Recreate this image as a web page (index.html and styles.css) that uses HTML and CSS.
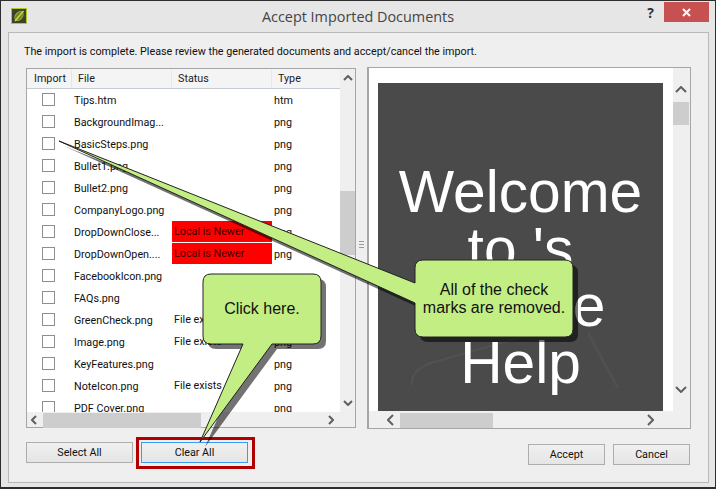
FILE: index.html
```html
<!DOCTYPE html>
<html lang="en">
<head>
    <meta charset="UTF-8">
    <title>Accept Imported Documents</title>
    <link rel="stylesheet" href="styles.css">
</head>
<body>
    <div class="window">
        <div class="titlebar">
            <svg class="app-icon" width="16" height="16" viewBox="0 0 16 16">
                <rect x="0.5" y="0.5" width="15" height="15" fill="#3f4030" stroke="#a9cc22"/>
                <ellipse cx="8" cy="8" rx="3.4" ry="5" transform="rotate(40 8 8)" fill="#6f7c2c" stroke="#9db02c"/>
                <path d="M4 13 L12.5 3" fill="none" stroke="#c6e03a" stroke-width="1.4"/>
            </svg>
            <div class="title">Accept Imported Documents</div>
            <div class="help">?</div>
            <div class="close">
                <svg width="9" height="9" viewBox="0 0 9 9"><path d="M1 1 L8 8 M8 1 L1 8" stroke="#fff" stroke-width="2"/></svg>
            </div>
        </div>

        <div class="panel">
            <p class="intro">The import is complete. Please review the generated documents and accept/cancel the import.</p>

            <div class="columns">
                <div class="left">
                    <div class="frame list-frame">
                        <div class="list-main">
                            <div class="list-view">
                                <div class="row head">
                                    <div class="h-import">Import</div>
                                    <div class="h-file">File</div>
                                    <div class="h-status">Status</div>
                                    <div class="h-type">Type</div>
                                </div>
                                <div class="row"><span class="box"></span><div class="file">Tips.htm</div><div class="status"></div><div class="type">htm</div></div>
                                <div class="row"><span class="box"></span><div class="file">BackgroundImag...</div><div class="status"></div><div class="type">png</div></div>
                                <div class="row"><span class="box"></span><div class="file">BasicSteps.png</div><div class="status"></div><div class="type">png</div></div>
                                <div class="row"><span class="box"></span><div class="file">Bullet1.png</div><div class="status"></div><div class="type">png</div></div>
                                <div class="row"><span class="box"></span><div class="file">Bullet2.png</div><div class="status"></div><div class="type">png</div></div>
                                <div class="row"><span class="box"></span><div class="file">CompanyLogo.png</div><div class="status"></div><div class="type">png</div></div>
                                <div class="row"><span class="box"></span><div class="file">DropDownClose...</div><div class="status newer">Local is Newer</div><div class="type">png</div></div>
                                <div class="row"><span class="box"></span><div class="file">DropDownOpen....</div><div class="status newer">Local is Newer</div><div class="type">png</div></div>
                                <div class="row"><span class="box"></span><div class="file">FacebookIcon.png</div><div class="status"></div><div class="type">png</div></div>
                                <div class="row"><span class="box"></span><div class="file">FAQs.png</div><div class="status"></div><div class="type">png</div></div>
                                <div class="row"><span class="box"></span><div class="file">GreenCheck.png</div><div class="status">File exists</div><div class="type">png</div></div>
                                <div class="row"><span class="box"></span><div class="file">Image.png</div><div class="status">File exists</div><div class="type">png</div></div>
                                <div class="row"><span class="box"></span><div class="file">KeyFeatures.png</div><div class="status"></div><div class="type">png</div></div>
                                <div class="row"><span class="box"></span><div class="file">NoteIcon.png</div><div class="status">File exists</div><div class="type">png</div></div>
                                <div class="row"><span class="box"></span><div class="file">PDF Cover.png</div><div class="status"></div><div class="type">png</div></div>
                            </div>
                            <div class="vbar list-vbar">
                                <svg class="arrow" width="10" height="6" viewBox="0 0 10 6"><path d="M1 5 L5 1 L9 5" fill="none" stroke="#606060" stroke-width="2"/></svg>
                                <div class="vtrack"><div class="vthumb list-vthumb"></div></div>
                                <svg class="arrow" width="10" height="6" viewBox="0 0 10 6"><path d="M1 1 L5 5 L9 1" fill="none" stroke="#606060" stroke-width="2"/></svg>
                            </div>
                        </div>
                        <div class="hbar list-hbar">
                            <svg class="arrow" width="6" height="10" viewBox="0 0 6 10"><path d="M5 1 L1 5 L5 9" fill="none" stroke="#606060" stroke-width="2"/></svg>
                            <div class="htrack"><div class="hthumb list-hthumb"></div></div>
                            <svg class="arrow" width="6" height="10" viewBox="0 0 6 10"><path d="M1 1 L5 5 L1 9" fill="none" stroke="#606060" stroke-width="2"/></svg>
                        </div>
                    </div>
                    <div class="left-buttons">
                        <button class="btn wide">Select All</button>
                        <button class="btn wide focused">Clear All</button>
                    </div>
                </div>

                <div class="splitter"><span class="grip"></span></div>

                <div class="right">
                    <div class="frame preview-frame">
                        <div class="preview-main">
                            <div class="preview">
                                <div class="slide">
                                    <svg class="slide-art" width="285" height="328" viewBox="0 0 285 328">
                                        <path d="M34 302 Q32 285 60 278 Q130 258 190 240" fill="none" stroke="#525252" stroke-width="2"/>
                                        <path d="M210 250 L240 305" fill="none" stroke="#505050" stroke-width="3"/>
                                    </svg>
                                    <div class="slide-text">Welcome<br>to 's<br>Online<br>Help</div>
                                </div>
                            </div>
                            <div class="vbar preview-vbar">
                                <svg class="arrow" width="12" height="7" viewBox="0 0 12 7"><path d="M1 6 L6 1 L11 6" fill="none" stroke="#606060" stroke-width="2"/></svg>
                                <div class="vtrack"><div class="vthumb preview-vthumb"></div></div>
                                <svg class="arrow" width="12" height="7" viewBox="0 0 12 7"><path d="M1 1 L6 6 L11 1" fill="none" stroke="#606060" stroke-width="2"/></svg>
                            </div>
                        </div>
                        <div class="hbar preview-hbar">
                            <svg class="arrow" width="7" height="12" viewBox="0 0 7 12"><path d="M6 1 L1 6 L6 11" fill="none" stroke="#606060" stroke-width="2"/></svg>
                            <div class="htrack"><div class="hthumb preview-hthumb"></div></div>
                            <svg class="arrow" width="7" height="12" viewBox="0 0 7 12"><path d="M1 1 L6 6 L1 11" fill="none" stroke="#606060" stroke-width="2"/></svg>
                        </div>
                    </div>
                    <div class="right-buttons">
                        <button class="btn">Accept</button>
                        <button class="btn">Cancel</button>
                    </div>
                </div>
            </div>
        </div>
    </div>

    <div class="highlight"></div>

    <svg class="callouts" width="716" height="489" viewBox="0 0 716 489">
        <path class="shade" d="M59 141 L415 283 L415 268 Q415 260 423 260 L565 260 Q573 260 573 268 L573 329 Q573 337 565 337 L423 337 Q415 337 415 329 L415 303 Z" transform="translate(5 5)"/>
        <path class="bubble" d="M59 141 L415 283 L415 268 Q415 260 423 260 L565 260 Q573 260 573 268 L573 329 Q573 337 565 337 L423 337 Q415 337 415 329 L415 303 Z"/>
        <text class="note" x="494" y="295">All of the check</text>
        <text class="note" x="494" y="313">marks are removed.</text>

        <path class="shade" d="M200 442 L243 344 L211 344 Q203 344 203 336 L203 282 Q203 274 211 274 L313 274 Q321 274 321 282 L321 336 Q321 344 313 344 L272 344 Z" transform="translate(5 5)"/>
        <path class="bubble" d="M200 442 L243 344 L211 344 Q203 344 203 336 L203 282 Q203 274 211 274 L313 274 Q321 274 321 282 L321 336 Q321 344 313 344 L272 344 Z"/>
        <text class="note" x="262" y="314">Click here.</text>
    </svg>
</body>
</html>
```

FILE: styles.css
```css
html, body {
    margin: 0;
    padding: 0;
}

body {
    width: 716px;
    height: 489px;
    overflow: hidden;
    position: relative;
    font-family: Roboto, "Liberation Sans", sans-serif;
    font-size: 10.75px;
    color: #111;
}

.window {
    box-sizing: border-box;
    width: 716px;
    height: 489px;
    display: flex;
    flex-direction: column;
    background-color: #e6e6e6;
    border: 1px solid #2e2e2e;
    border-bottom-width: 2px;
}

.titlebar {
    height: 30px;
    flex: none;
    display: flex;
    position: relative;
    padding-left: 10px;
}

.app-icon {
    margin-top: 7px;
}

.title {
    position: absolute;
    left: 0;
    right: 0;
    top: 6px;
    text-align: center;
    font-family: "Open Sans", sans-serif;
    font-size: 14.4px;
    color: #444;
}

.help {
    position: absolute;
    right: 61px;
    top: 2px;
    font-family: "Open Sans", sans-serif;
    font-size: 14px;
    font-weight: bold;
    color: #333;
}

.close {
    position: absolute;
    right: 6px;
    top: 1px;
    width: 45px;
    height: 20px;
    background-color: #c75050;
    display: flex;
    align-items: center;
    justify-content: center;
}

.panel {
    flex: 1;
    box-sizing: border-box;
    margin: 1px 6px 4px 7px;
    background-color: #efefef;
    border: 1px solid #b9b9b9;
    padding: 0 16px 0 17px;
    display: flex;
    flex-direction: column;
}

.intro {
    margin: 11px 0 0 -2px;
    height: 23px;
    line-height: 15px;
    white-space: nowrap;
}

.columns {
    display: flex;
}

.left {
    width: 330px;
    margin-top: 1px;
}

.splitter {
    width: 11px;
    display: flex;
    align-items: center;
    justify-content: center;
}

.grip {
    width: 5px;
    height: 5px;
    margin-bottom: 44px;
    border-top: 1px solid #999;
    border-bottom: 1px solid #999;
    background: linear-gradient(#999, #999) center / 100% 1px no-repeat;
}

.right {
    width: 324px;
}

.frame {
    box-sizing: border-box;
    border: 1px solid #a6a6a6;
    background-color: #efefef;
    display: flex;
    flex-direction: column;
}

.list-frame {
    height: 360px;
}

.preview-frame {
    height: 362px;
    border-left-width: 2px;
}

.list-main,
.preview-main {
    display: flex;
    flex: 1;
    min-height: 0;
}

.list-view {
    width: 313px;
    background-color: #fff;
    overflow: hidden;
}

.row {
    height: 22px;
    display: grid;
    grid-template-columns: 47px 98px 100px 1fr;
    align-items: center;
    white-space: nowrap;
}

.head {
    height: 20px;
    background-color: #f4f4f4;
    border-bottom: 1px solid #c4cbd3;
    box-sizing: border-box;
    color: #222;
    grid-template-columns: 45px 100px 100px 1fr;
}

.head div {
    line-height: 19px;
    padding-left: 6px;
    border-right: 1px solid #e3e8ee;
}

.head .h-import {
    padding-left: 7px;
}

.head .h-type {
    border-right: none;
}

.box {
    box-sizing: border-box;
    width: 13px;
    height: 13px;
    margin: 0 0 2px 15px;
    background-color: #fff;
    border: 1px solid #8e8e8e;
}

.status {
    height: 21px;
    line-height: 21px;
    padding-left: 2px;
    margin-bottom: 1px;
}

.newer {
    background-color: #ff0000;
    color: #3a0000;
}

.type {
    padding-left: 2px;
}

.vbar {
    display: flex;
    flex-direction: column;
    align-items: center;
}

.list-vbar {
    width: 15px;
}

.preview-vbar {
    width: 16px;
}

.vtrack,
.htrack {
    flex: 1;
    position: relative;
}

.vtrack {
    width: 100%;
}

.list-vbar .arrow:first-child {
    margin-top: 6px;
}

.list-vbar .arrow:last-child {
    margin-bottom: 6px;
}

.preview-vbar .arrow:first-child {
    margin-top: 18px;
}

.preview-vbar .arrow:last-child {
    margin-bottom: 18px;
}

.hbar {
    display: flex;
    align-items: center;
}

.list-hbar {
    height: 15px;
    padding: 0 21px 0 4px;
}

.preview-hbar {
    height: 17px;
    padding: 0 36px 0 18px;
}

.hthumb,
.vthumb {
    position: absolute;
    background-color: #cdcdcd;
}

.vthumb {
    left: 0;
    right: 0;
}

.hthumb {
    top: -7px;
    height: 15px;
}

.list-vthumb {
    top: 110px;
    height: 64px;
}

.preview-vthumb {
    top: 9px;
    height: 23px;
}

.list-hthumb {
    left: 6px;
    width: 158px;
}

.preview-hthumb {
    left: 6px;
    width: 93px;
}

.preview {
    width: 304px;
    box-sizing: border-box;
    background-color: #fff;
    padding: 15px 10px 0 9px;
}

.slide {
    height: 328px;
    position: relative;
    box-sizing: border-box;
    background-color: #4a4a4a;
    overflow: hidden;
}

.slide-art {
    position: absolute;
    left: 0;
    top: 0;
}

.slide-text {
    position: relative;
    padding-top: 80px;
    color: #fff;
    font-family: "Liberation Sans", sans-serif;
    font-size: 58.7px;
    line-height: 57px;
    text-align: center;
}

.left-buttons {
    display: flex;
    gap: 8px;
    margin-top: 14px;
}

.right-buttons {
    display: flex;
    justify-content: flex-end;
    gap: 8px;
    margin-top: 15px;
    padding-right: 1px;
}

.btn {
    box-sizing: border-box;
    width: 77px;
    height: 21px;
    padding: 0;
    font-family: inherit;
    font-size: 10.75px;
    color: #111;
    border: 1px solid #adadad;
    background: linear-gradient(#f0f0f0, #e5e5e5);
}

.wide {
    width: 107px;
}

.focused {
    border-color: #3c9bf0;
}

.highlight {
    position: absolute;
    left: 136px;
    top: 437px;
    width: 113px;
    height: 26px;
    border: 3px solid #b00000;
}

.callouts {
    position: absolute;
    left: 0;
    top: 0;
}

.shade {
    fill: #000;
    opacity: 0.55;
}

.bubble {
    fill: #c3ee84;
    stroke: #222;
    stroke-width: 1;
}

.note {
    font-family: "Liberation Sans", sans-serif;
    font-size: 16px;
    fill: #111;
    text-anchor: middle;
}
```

§ Task requirements
Pick each line holding the word "styles" out of the data and copy it.

§ Result below
Recreate this image as a web page (index.html and styles.css) that uses HTML and CSS.
    <link rel="stylesheet" href="styles.css">
FILE: styles.css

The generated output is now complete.